Transgender people are individuals of any age or sex whose appearance, personal characteristics, or behaviors differ from stereotypes about how men and women are ‘supposed’ to be. The main problems that are being faced by the transgender community are of discrimination, unemployment, depression, hormone pill abuse and problems related to marriage and adoption.

  • Social stigma: since birth segregated from the society and lack social integration
  • Education: lack access to formal schooling; further, lack of special schools for them.
  • Employment: They represent less than 1% of total workforce.
  • They are shunned by their own family.
  • Politics and decision making processes have been out of their reach.


However, in recent times, transgender community has become more vocal about their rights. Even different organs of the government are trying to incorporate their issues and concerns.
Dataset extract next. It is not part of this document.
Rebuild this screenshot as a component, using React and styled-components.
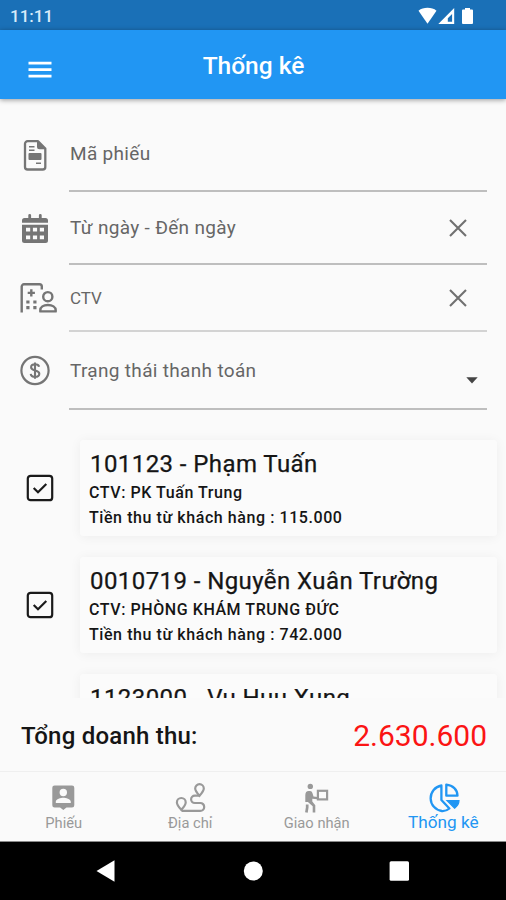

In NALSA case (2014), Supreme Court held that transgenders should be treated as a ‘third gender’ for accessing public services. They will have right to self-identification of their gender as male, female or third-gender and are entitled to all the fundamental rights granted under the Constitution. It also provided them with reservation in admissions to educational institutions as well as jobs.

  • A ‘third gender’ option is now available in railway reservation forms, ration card applications, passport applications among other services
  • Delhi government introduced “transgender category” in forms for registration of birth & death certificates.
  • Allahabad HC – Transgenders would be treated as the “head of a household” under food security legislation
  • Kerala – First state to have a policy for transgenders which aimed to end the societal stigma towards them
  • Christian transgenders may get equal property rights soon
  • Odisha became the first state which conferred the Below Poverty Line status to transgenders


However, one of the major issues they face is criminalizing of homosexuality under Section 377 of IPC. Although, Delhi High Court decriminalized homosexuality but it was overturned by Supreme Court in Koushal vs Naz Foundation case.

The Transgender Persons (Protection of Rights) Bill, 2016 

  • The Bill defines a transgender person as one who is (i) neither wholly female or male; (ii) a combination of female and male; or (iii) neither female nor male
  • Protects transgenders from discrimination or denial of service in essential areas such as education, employment, healthcare, access to public places, goods and services
  • Right of residence in the household – The person may be placed in a rehabilitation center on the orders of a competent court if the family is unable to care for the transgender person.
  • Certificate of identity for a transgender person will be issued by the DM on request for conferral of rights
  • measures to ensure the full inclusion and participation of transgenders in mainstream society via rehabilitation, vocational training, employment schemes etc.
  • National Council for Transgender persons will be set up to advice the central government on the formulation and monitoring of policies
  • Recognized offences – begging, forced or bonded labour, denial of use of a public place, physical, sexual, verbal, emotional and economic abuse, denial of residence in household or village


Critical Appraisal 

  • Eliminates the option of identification as either male or female
  • Compulsory certification stands in violation of the self-identification principle
  • Does not cover reservation provision as stated by SC in NALSA judgement
  • Does not provide the definition of discrimination


“Gender equality in true sense can be achieved only if we incorporate all the genders in its definition”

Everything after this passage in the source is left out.